== RECORDS TO PROCESS ==

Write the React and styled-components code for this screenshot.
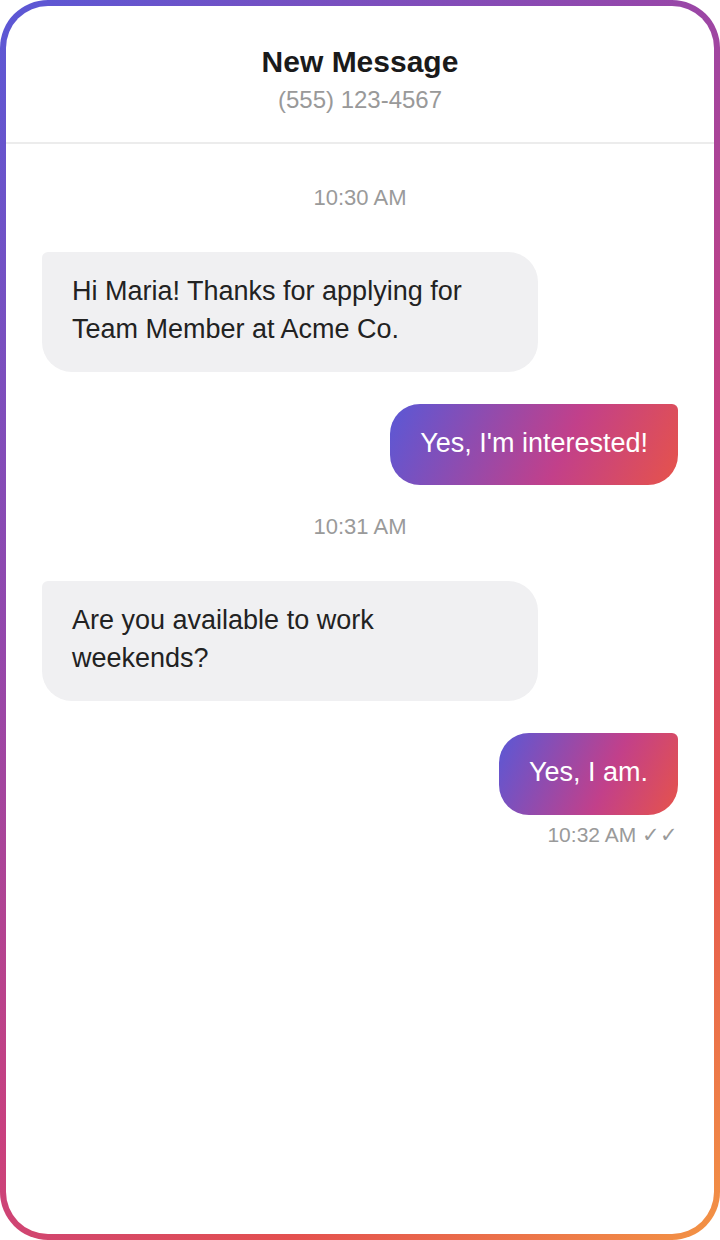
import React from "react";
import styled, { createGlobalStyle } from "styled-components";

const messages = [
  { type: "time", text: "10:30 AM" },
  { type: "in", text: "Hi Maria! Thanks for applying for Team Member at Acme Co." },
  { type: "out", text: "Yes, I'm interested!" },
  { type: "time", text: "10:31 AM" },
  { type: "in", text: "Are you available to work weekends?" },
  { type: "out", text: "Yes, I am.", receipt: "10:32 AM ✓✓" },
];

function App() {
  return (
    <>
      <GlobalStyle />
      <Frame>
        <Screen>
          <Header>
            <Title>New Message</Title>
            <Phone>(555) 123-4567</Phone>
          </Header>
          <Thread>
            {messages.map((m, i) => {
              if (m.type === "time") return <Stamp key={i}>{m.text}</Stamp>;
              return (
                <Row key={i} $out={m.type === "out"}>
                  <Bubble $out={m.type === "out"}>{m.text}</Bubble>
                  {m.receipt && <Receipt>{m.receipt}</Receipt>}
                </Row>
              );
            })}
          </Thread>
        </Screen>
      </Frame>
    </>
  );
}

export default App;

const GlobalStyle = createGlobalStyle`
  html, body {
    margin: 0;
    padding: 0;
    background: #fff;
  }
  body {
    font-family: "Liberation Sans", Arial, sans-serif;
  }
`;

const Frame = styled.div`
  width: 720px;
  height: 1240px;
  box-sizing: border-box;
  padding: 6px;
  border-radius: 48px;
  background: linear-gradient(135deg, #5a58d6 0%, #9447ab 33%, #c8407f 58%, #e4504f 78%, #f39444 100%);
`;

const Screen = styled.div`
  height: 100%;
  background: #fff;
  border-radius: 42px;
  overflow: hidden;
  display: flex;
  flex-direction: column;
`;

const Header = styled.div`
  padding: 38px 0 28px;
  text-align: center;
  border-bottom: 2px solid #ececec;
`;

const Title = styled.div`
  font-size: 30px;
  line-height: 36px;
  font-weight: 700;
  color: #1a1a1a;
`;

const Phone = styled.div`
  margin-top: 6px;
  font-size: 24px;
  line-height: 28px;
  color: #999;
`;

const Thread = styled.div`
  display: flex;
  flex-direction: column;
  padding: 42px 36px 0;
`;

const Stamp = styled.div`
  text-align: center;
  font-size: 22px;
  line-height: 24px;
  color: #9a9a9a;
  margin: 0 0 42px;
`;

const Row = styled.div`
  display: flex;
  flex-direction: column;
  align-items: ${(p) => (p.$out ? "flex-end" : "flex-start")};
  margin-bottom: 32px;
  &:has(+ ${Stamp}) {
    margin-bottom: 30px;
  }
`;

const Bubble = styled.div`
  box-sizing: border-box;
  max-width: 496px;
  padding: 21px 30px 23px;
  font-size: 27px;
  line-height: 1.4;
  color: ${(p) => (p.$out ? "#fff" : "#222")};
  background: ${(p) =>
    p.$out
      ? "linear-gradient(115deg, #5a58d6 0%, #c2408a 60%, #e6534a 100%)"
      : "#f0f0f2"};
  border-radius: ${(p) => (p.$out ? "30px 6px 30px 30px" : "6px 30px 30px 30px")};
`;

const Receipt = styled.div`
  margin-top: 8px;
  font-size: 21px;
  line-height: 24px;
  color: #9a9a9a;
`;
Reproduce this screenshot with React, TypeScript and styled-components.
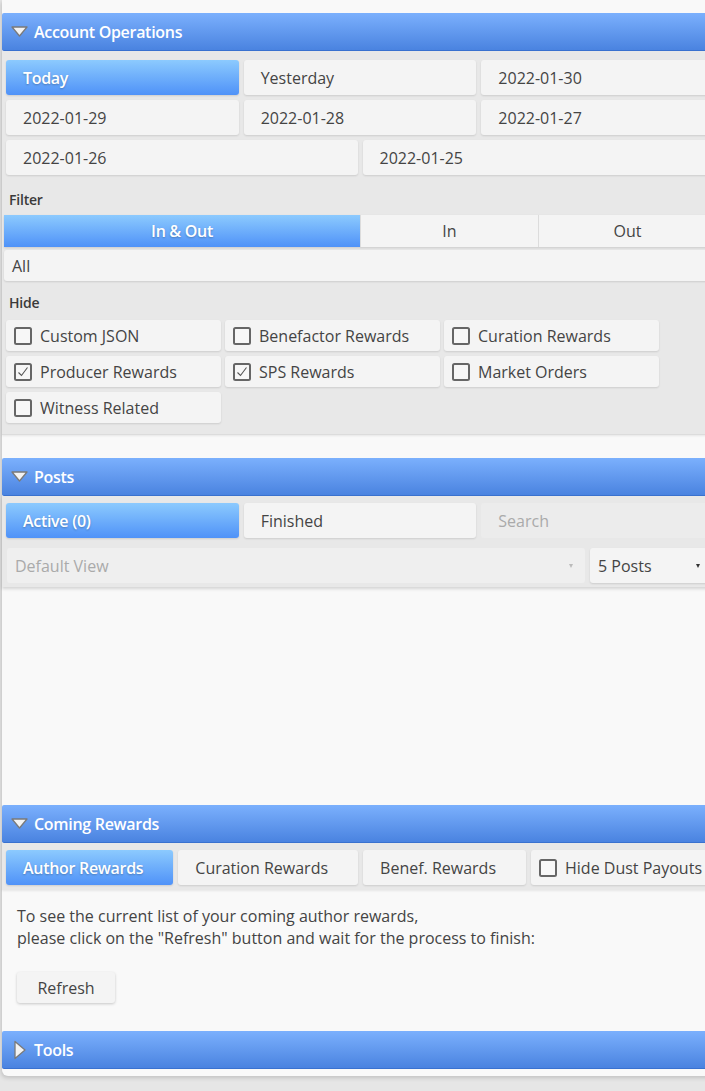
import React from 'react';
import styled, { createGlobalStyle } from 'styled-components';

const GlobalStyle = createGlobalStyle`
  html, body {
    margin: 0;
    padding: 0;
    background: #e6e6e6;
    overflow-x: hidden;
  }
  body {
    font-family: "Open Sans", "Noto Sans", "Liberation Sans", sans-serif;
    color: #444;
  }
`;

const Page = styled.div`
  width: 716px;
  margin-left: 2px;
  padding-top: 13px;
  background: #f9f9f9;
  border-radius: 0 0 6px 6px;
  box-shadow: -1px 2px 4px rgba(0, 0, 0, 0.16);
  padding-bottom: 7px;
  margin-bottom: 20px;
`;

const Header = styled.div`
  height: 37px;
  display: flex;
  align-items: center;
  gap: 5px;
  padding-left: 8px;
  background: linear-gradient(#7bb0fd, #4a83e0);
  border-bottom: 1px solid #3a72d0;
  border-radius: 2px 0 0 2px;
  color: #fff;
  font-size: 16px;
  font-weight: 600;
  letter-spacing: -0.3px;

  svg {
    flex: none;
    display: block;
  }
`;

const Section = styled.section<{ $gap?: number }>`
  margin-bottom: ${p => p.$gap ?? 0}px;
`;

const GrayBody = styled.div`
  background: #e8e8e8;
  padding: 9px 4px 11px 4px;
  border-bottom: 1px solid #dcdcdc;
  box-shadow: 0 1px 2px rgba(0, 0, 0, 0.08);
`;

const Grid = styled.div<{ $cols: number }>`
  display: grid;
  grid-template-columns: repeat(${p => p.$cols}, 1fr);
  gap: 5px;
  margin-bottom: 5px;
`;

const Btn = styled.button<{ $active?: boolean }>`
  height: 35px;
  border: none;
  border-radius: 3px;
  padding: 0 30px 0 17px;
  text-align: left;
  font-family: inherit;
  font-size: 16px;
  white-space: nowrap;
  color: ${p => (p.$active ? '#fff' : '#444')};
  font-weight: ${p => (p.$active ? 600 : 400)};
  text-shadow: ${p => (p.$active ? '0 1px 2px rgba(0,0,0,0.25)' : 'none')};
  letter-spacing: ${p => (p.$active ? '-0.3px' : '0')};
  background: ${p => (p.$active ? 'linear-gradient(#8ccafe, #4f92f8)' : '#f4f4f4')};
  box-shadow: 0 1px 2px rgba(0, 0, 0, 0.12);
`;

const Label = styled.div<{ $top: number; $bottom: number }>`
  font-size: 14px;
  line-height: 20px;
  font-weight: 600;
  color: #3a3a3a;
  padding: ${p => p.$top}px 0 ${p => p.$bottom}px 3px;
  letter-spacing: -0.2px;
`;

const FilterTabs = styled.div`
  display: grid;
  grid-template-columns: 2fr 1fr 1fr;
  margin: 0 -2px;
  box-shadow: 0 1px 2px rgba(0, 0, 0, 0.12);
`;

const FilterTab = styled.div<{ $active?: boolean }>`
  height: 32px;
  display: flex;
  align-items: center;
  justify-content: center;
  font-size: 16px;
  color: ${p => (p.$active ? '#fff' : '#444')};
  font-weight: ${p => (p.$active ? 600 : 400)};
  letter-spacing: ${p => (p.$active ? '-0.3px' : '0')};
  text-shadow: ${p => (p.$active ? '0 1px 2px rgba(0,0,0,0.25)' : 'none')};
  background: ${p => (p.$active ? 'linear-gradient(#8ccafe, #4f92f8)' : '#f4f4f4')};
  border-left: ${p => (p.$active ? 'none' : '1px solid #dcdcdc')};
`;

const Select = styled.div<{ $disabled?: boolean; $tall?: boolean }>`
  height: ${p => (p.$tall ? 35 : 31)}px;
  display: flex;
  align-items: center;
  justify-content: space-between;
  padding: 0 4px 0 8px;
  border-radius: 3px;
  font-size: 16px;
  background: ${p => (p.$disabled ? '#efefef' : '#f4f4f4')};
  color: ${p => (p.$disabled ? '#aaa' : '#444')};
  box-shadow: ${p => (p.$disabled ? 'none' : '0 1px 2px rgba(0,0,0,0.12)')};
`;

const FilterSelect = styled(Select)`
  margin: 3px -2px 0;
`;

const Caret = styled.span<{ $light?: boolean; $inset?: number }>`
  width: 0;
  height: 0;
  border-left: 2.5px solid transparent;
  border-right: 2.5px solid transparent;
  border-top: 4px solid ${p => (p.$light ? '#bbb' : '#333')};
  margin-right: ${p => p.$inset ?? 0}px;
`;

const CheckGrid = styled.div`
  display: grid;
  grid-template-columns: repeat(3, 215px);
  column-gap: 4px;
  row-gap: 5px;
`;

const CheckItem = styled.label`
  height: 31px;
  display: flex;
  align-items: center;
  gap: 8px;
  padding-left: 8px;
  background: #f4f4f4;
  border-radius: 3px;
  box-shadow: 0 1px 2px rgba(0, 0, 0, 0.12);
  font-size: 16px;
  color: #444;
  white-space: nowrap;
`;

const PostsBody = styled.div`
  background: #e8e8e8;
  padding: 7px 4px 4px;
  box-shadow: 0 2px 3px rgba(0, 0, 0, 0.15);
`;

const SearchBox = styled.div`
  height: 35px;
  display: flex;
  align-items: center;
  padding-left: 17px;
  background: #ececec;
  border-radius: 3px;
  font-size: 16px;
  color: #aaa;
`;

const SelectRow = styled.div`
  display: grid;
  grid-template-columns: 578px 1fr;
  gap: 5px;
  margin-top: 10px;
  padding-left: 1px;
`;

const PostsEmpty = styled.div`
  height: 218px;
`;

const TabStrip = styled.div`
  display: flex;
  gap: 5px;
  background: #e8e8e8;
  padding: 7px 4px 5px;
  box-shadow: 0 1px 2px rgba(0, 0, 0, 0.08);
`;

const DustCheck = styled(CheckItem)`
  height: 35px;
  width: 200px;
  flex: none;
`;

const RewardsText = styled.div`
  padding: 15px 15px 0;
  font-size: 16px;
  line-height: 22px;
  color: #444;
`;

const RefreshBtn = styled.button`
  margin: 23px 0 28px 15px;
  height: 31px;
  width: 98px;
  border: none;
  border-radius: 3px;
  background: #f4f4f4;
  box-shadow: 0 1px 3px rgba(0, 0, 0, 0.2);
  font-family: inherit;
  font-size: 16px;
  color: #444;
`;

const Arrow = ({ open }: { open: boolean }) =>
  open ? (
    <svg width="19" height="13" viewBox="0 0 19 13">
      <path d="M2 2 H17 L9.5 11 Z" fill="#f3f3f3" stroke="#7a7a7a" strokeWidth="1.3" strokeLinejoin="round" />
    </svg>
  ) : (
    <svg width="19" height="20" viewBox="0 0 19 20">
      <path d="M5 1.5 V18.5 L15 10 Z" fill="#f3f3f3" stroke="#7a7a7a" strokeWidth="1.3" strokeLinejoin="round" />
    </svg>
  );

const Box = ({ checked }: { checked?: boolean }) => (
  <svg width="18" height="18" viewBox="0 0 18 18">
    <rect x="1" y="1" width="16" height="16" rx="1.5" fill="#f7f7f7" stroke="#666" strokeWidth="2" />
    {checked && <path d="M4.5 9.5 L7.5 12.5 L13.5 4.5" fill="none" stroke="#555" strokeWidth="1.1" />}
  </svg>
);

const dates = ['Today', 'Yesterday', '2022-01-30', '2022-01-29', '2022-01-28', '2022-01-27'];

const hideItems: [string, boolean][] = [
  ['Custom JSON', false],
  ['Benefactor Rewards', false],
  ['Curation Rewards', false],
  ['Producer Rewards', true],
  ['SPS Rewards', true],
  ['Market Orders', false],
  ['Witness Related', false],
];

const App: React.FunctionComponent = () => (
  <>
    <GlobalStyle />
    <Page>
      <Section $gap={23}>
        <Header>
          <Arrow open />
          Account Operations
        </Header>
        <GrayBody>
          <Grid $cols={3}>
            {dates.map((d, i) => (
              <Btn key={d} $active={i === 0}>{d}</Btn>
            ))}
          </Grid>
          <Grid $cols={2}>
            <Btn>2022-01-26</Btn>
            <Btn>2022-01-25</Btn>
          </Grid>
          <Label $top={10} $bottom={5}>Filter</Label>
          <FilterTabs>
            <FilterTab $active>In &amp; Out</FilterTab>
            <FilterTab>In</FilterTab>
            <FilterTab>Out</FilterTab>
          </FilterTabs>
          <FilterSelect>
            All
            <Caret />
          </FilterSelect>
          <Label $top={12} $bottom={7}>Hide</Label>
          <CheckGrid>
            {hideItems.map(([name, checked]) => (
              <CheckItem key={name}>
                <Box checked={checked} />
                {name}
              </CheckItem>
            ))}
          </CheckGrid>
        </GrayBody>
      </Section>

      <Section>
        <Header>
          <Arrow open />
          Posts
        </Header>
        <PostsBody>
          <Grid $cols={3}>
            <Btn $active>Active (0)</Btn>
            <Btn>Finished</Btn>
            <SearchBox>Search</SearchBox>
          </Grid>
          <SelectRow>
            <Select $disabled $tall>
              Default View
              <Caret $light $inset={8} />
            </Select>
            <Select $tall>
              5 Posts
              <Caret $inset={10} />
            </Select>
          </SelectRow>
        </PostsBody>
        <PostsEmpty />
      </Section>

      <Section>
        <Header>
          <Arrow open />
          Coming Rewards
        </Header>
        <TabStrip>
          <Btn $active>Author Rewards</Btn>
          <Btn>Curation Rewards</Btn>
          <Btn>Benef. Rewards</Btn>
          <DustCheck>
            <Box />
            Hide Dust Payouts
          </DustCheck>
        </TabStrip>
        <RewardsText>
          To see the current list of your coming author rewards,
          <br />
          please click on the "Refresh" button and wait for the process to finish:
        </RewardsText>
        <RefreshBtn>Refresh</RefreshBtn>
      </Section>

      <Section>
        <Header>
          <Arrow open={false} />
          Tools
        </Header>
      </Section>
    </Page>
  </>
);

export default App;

===

Check each line above for the string "screenshot" and show the ones that have it.

Write the React and styled-components code for this screenshot.
Reproduce this screenshot with React, TypeScript and styled-components.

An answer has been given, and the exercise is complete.